Earnings estimates for S&P 500 companies for the third quarter have been crashing for a year. On October 1, 2012, our brilliant analysts on Wall Street estimated that earnings would leap 15.9% year over year in Q3 this year. As of Friday, these same brilliant analysts have chopped their forecasts down for the same brilliant quarter to a measly growth of 2.1%, according to Thompson Reuters IBES.
They’re now forecasting that earnings would grow at the rate of inflation, nothing more. The next step down would be negative earnings growth – shrinking earnings. Our brilliant analysts have lowered the bar all the way down to the floor.
So how much hype and BS does Wall Street dish out? Endless amounts, in the never-ending scheme of inflating stock prices and shuffling this paper into the portfolios of retail investors. So this is how Thompson Reuters glorifies this horrid earnings performance:
Of the 85 companies in the S&P 500 that have reported earnings to date for Q3 2013, 64% have reported earnings above analyst expectations. This is higher than the long-term average of 63% and is below the average over the past four quarters of 66%.
And this is what happened to these “analyst expectations” – the steep red cascade – the very bottom of which 64% of the companies are now beating:
Meanwhile, the S&P 500 stock index has soared nearly 20% this year and has hit a new high on Friday.

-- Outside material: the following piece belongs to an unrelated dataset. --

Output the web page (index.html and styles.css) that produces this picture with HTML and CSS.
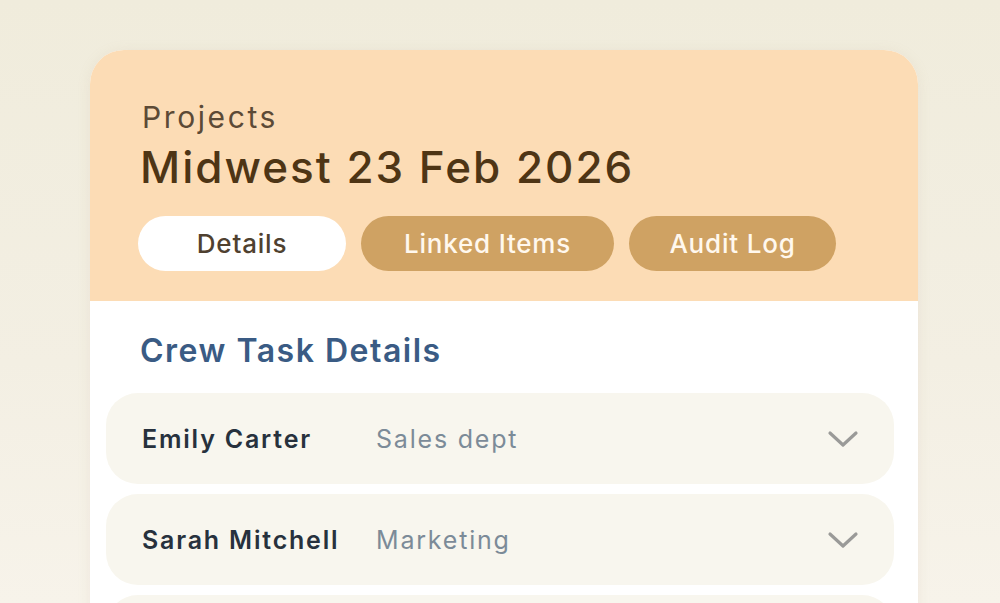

On what basis? If reality still had any kind of influence, stocks would have fallen along with earnings estimates. But not when the Fed is printing money in a drunken frenzy. What will cause the music to stop? The end of the Fed’s drunken frenzy.
We’ve had a flavor of it. When the Fed was merely mumbling in a corner of the room about possible future tapering, things started to collapse in the emerging markets, in the mortgage market, and elsewhere. That scared the dickens out of them.
Now they have moved it out a bit, but unless they want to blow up the entire system, they will have to stop printing someday. So watch out.